DIRECTIONS FOR THIS TASK
Every line with the word "React" in it should be extracted from the data that follows.

DATA ENTRIES
━━━━━━━━

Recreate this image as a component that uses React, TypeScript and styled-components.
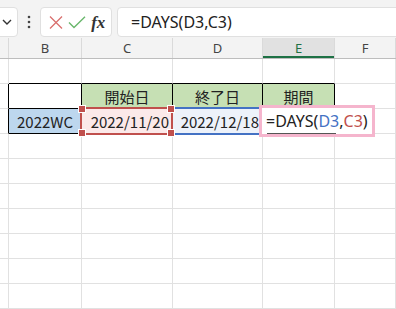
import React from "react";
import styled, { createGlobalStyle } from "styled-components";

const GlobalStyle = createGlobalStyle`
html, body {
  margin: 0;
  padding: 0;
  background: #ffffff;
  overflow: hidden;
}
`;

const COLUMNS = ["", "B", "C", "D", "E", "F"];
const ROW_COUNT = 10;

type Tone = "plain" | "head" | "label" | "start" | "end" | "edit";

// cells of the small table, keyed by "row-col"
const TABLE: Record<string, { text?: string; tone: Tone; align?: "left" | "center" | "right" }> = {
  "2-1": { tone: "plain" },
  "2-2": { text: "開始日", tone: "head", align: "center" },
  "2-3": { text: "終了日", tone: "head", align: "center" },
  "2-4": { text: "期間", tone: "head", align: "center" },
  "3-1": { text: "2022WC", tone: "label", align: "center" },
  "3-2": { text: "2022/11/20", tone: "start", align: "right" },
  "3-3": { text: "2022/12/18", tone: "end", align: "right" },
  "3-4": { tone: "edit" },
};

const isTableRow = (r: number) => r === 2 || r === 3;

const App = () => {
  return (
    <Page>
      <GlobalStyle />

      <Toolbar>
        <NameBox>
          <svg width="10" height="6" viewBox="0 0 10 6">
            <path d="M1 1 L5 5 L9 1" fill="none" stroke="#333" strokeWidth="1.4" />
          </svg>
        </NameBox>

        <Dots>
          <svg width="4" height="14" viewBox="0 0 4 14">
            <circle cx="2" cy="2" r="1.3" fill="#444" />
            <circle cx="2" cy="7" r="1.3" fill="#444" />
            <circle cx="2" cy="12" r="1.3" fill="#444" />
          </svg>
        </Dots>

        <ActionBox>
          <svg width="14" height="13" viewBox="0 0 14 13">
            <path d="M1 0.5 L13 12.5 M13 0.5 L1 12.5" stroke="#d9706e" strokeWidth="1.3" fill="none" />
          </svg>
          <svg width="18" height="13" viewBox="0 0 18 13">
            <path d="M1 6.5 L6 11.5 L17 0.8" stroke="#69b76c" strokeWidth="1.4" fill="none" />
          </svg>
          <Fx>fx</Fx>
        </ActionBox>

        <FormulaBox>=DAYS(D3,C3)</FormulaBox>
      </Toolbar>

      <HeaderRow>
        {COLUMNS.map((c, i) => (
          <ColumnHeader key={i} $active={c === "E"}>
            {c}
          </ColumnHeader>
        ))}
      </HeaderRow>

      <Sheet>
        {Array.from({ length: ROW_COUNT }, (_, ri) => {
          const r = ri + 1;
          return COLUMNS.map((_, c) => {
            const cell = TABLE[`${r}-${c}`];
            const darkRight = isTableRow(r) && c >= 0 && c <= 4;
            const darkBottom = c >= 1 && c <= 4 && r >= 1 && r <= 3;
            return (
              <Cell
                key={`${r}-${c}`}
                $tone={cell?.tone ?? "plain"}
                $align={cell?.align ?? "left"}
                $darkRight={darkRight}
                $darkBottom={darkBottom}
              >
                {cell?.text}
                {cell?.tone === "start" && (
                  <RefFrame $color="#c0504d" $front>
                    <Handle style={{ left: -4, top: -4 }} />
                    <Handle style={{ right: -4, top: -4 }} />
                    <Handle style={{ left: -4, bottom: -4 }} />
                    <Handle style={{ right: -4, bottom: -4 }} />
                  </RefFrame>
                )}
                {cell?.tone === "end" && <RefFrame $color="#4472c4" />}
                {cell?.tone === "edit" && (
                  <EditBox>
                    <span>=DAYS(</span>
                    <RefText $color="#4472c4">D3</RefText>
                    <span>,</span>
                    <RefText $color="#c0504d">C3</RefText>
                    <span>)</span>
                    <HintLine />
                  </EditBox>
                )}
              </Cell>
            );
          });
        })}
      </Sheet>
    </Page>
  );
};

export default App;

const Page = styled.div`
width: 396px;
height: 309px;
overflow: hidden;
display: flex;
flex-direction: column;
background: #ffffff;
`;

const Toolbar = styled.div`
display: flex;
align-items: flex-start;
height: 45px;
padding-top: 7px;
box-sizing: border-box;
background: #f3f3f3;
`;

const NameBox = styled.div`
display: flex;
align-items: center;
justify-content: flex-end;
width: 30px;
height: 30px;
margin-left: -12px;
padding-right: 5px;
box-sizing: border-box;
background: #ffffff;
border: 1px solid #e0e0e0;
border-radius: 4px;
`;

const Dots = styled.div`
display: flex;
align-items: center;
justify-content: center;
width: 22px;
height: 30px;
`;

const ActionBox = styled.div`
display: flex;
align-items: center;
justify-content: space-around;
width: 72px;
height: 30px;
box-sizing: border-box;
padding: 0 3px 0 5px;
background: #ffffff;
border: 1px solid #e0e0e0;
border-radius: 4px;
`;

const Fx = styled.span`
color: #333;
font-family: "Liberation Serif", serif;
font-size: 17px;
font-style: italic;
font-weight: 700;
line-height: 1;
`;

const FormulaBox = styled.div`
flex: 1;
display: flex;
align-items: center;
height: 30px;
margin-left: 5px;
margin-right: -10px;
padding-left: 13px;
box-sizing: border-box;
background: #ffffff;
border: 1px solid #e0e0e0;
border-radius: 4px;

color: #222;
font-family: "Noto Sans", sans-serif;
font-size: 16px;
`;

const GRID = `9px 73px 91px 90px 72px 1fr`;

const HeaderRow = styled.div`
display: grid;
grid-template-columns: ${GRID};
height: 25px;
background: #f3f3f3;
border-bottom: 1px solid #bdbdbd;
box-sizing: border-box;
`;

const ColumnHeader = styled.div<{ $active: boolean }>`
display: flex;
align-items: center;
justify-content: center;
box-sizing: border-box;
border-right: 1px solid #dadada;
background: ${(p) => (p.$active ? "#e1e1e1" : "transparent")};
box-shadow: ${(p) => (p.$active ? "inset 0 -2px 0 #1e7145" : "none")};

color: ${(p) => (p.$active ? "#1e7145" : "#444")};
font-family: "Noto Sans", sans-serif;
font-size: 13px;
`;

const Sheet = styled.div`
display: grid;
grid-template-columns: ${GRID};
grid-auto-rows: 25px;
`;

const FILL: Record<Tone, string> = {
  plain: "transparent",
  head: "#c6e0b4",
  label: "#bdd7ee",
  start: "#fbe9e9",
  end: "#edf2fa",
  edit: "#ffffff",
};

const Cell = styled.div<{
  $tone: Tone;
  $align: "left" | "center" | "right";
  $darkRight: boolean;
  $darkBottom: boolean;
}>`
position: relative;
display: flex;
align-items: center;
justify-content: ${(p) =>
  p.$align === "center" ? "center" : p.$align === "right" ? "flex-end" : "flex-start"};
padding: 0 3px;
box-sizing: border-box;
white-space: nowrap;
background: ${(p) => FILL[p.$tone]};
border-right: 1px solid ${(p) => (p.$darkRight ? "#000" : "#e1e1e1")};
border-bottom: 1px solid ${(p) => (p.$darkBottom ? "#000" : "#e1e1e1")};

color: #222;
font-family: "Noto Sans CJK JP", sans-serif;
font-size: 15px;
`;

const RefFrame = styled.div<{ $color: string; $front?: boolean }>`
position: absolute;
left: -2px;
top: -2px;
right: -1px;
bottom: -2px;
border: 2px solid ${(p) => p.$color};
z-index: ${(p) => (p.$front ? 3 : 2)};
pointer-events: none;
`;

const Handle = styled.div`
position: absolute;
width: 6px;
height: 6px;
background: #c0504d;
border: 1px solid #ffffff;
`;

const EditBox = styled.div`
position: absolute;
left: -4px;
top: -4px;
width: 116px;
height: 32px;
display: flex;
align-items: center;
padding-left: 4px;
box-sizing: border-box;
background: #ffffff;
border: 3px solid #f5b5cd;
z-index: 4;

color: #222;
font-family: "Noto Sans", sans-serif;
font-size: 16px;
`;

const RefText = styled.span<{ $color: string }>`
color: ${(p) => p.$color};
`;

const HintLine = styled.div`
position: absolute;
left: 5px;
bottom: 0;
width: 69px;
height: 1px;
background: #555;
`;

━━━━━━━━

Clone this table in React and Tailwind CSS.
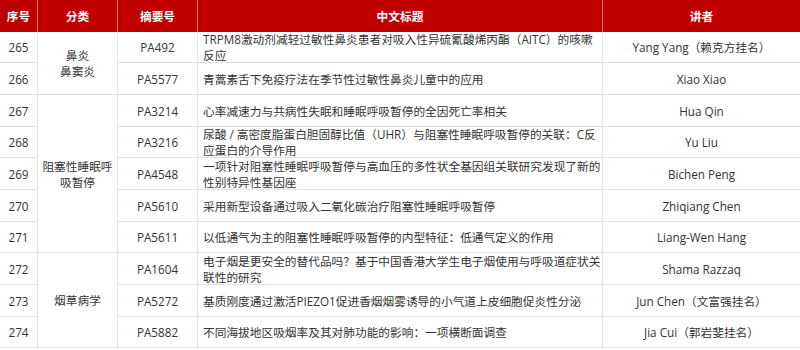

━━━━━━━━

CORRECT OUTPUT
Recreate this image as a component that uses React, TypeScript and styled-components.
import React from "react";
Clone this table in React and Tailwind CSS.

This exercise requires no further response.